• Problem to solve:
Find the lines of data that contain the string "this", then list them.

• Data section:
**********
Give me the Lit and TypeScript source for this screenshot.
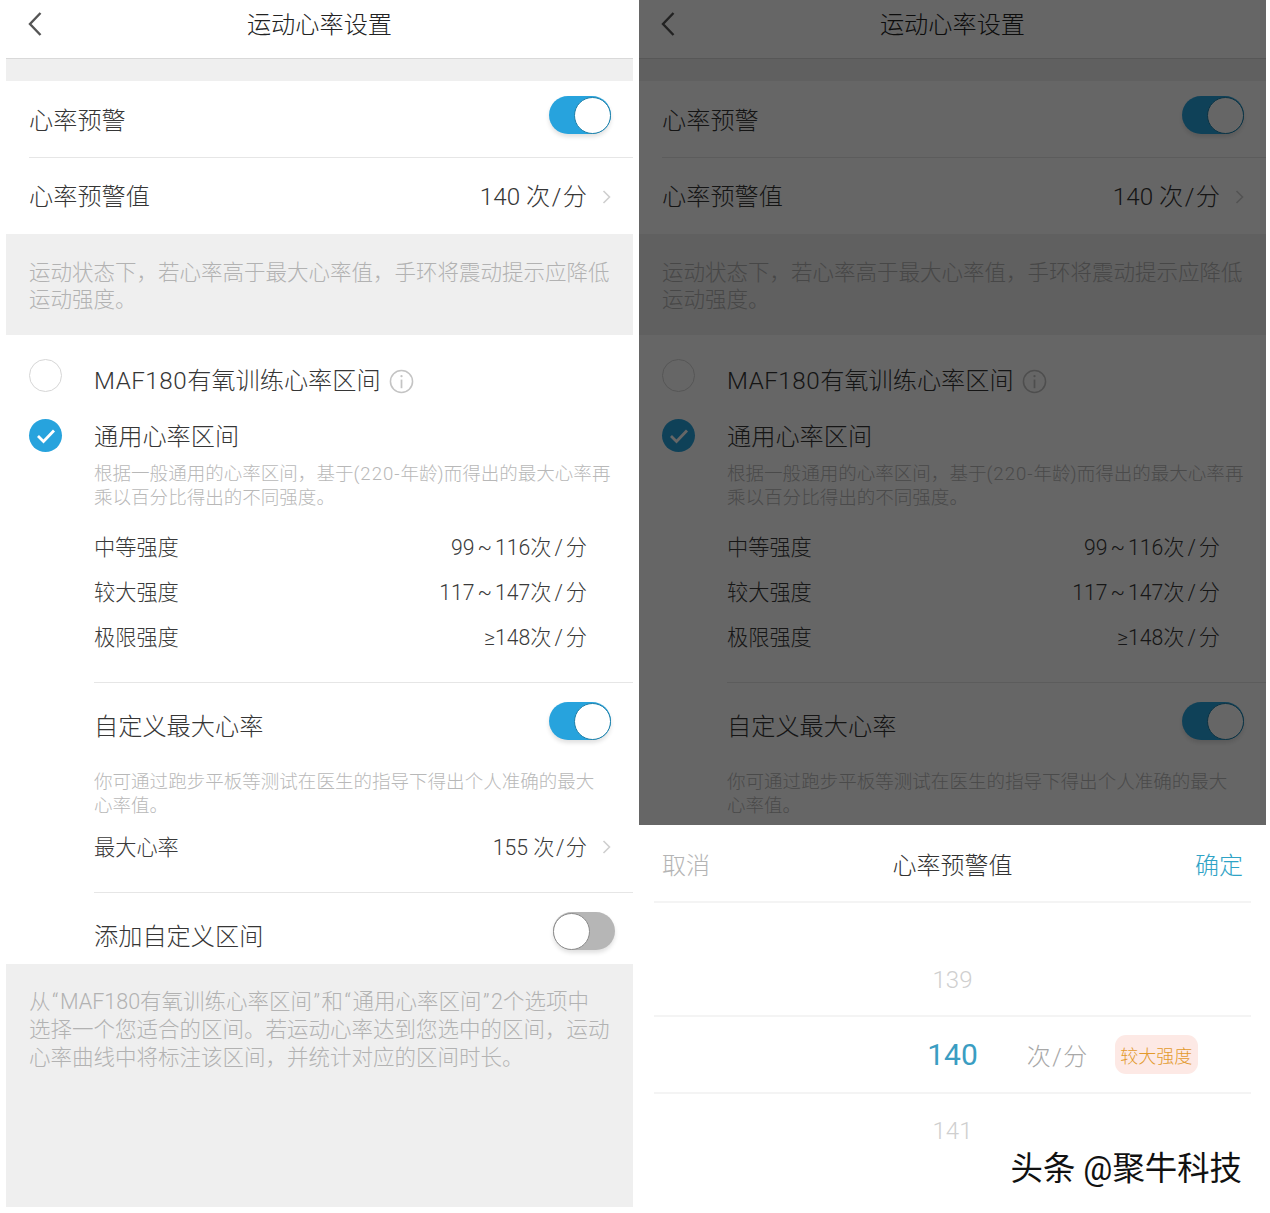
import { LitElement, html, css, svg } from "lit";
import { customElement, property } from "lit/decorators.js";

const chevronRight = html`<svg class="chev" viewBox="0 0 9 14" width="9" height="14"><path d="M1.5 1l6 6-6 6" fill="none" stroke="#cfcfcf" stroke-width="1.6"/></svg>`;

@customElement("hr-toggle")
class HrToggle extends LitElement {
  @property({ type: Boolean }) on = false;
  static styles = css`
    :host { display: block; width: 62px; height: 38px; }
    .track { width: 62px; height: 38px; border-radius: 19px; background: #b6b6b6; display: flex; align-items: center; box-sizing: border-box; box-shadow: 0 3px 4px rgba(0,0,0,.12); }
    .track.on { background: #27a3dd; justify-content: flex-end; }
    .thumb { width: 37px; height: 37px; border-radius: 50%; background: #fff; box-sizing: border-box; border: 1px solid #8b8b8b; }
    .on .thumb { border: 1.5px solid #1d7fa8; }
  `;
  render() {
    return html`<div class="track ${this.on ? "on" : ""}"><div class="thumb"></div></div>`;
  }
}

@customElement("hr-screen")
class HrScreen extends LitElement {
  @property({ type: Boolean }) dim = false;
  static styles = css`
    :host { display: block; width: 627px; height: 1207px; position: relative; overflow: hidden; background: #efefef; font-family: Roboto, "Noto Sans CJK SC", "Noto Sans", sans-serif; font-weight: 300; color: #363636; flex: none; }
    .head { height: 58px; background: #fff; border-bottom: 1px solid #d9d9d9; display: flex; align-items: flex-start; justify-content: center; position: relative; font-size: 24.2px; color: #222; line-height: 50px; }
    .back { position: absolute; left: 22px; top: 11px; }
    .gap { height: 22px; }
    .row { height: 76px; background: #fff; display: flex; align-items: center; justify-content: space-between; padding: 0 22px 0 23px; font-size: 24.2px; line-height: 34px; white-space: nowrap; }
    .row .t { margin-top: 4px; }
    .row .t2 { margin-top: 2px; }
    .row hr-toggle { margin-bottom: 8px; }
    .rule { height: 1px; background: #fff; }
    .rule i { display: block; height: 1px; margin-left: 23px; background: #e6e6e6; }
    .val { display: flex; align-items: center; gap: 15px; }
    .u { letter-spacing: 1.5px; margin-right: -1.5px; }
    .range .u { letter-spacing: 3px; margin-right: -3px; }
    .chev { flex: none; }
    .max .chev { margin-top: 3px; }
    .note { padding: 25px 23px 0; font-size: 21.5px; line-height: 27px; color: #b2b2b2; white-space: nowrap; }
    .note.a { height: 76px; }
    .note.b { padding-top: 24px; line-height: 28px; }
    .q { padding: 0 1.5px; }
    .section { background: #fff; padding: 24px 22px 0 23px; height: 605px; }
    .opt { display: flex; }
    .mark { width: 65px; flex: none; }
    .radio { width: 33px; height: 33px; border-radius: 50%; box-sizing: border-box; border: 1.5px solid #d6d6d6; display: flex; align-items: center; justify-content: center; }
    .radio.sel { background: #27a3dd; border: none; }
    .body { flex: 1; min-width: 0; }
    .opt.first { height: 60px; }
    .lab { font-size: 24.2px; line-height: 34px; display: flex; align-items: center; gap: 8px; white-space: nowrap; }
    .lab .l { letter-spacing: .5px; }
    .opt.first .lab { margin-top: 5px; }
    .opt .lab.g { margin-top: 1px; }
    .desc { font-size: 18.55px; line-height: 24px; color: #b8b8b8; white-space: nowrap; }
    .desc .l { letter-spacing: 1px; }
    .opt .desc.one { margin-top: 8px; }
    .ranges { margin-top: 13px; padding-right: 24px; }
    .range { height: 45px; display: flex; align-items: center; justify-content: space-between; font-size: 21.2px; color: #3a3a3a; white-space: nowrap; }
    .tl { margin: 0 3px; }
    .div { height: 1px; background: #e6e6e6; margin-right: -22px; }
    .ranges + .div { margin-top: 24px; }
    .sw { height: 76px; display: flex; align-items: center; justify-content: space-between; }
    .sw .lab { margin-top: 12px; }
    .desc.two { margin-top: 11px; }
    .max { height: 54px; display: flex; align-items: center; justify-content: space-between; font-size: 21.2px; color: #3a3a3a; white-space: nowrap; }
    .max + .div { margin-top: 20px; }
    .sw.last { height: 71px; }
    .sw.last .lab { margin-top: 17px; }
    .sw.last hr-toggle { margin-top: 5px; margin-right: -4px; }
    .shade { position: absolute; inset: 0; background: rgba(0,0,0,.6); }
    .sheet { position: absolute; left: 0; right: 0; top: 825px; bottom: 0; background: #fff; }
    .sh { height: 76px; display: flex; align-items: center; justify-content: space-between; padding: 0 23px; font-size: 24px; }
    .sh .c { color: #b4b4b4; } .sh .o { color: #2fa3c6; } .sh .m { color: #333; }
    .wheel { margin: 0 15px; display: flex; flex-direction: column; }
    .cell { display: grid; grid-template-columns: 1fr auto 1fr; align-items: center; border-top: 2px solid #f4f4f4; }
    .cell .n { grid-column: 2; font-size: 24px; color: #cfcfcf; }
    .cell.up { height: 114px; padding-top: 59px; box-sizing: border-box; align-items: start; }
    .cell.up .n, .cell.down .n { line-height: 36px; }
    .cell.sel { height: 75px; }
    .cell.sel .n { font-size: 30px; color: #3a9dc2; line-height: 44px; font-weight: 400; }
    .cell.down { height: 76px; box-sizing: border-box; }
    .side { display: flex; align-items: center; margin-left: 49px; white-space: nowrap; }
    .unit { font-size: 24px; color: #a8a8a8; letter-spacing: 1.5px; }
    .badge { margin-left: 26px; width: 83px; height: 39px; border-radius: 11px; background: #fde9e5; color: #e39a2c; font-size: 18px; display: flex; align-items: center; justify-content: center; }
    .wm { position: absolute; right: 24px; bottom: 16px; font-size: 32.4px; line-height: 44px; font-weight: 400; color: #111; white-space: nowrap; text-shadow: 1px 1px 0 #fff; }
  `;

  renderPage() {
    return html`
      <div class="head">
        <svg class="back" viewBox="0 0 14 26" width="14" height="26"><path d="M12.5 2L2 13l10.5 11" fill="none" stroke="#555" stroke-width="2.4"/></svg>
        <span>运动心率设置</span>
      </div>
      <div class="gap"></div>
      <div class="row"><span class="t">心率预警</span><hr-toggle on></hr-toggle></div>
      <div class="rule"><i></i></div>
      <div class="row"><span class="t2">心率预警值</span><span class="val t2"><span>140 <span class="u">次/分</span></span>${chevronRight}</span></div>
      <div class="note a">运动状态下&#xFF0C;若心率高于最大心率值&#xFF0C;手环将震动提示应降低<br />运动强度。</div>
      <div class="section">
        <div class="opt first">
          <div class="mark"><div class="radio"></div></div>
          <div class="body"><div class="lab"><span><span class="l">MAF180</span>有氧训练心率区间</span>
            <svg viewBox="0 0 26 26" width="25" height="25">${svg`<circle cx="13" cy="13" r="11.5" fill="none" stroke="#c4c4c4" stroke-width="1.6"/><path d="M13 11v9" stroke="#c4c4c4" stroke-width="1.8"/><circle cx="13" cy="7.5" r="1.2" fill="#c4c4c4"/>`}</svg>
          </div></div>
        </div>
        <div class="opt">
          <div class="mark"><div class="radio sel">
            <svg viewBox="0 0 20 16" width="20" height="16"><path d="M2 8l5.5 5.5L18 2.5" fill="none" stroke="#fff" stroke-width="2.8"/></svg>
          </div></div>
          <div class="body">
            <div class="lab g">通用心率区间</div>
            <div class="desc one">根据一般通用的心率区间&#xFF0C;基于<span class="l">(220-</span>年龄)而得出的最大心率再<br />乘以百分比得出的不同强度。</div>
            <div class="ranges">
              <div class="range"><span>中等强度</span><span>99<span class="tl">~</span>116<span class="u">次/分</span></span></div>
              <div class="range"><span>较大强度</span><span>117<span class="tl">~</span>147<span class="u">次/分</span></span></div>
              <div class="range"><span>极限强度</span><span>≥148<span class="u">次/分</span></span></div>
            </div>
            <div class="div"></div>
            <div class="sw"><div class="lab">自定义最大心率</div><hr-toggle on></hr-toggle></div>
            <div class="desc two">你可通过跑步平板等测试在医生的指导下得出个人准确的最大<br />心率值。</div>
            ${this.dim ? "" : html`
              <div class="max"><span>最大心率</span><span class="val"><span>155 <span class="u">次/分</span></span>${chevronRight}</span></div>
              <div class="div"></div>
              <div class="sw last"><div class="lab">添加自定义区间</div><hr-toggle></hr-toggle></div>
            `}
          </div>
        </div>
      </div>
      ${this.dim ? "" : html`<div class="note b">从<span class="q">“</span>MAF180有氧训练心率区间<span class="q">”</span>和<span class="q">“</span>通用心率区间<span class="q">”</span>2个选项中<br />选择一个您适合的区间。若运动心率达到您选中的区间&#xFF0C;运动<br />心率曲线中将标注该区间&#xFF0C;并统计对应的区间时长。</div>`}
    `;
  }

  renderSheet() {
    return html`
      <div class="shade"></div>
      <div class="sheet">
        <div class="sh"><span class="c">取消</span><span class="m">心率预警值</span><span class="o">确定</span></div>
        <div class="wheel">
          <div class="cell up"><span class="n">139</span></div>
          <div class="cell sel"><span class="n">140</span>
            <div class="side"><span class="unit">次/分</span><span class="badge">较大强度</span></div>
          </div>
          <div class="cell down"><span class="n">141</span></div>
        </div>
      </div>
      <div class="wm">头条 @聚牛科技</div>
    `;
  }

  render() {
    return html`${this.renderPage()}${this.dim ? this.renderSheet() : ""}`;
  }
}

@customElement("app-root")
class AppRoot extends LitElement {
  static styles = css`
    :host { display: block; width: 1270px; height: 1213px; background: #fff; }
    .wrap { display: flex; gap: 6px; padding-left: 6px; }
  `;
  render() {
    return html`<div class="wrap"><hr-screen></hr-screen><hr-screen dim></hr-screen></div>`;
  }
}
**********
• Exercise solution:
Give me the Lit and TypeScript source for this screenshot.
    return html`<div class="track ${this.on ? "on" : ""}"><div class="thumb"></div></div>`;
            ${this.dim ? "" : html`
      ${this.dim ? "" : html`<div class="note b">从<span class="q">“</span>MAF180有氧训练心率区间<span class="q">”</span>和<span class="q">“</span>通用心率区间<span class="q">”</span>2个选项中<br />选择一个您适合的区间。若运动心率达到您选中的区间&#xFF0C;运动<br />心率曲线中将标注该区间&#xFF0C;并统计对应的区间时长。</div>`}
    return html`${this.renderPage()}${this.dim ? this.renderSheet() : ""}`;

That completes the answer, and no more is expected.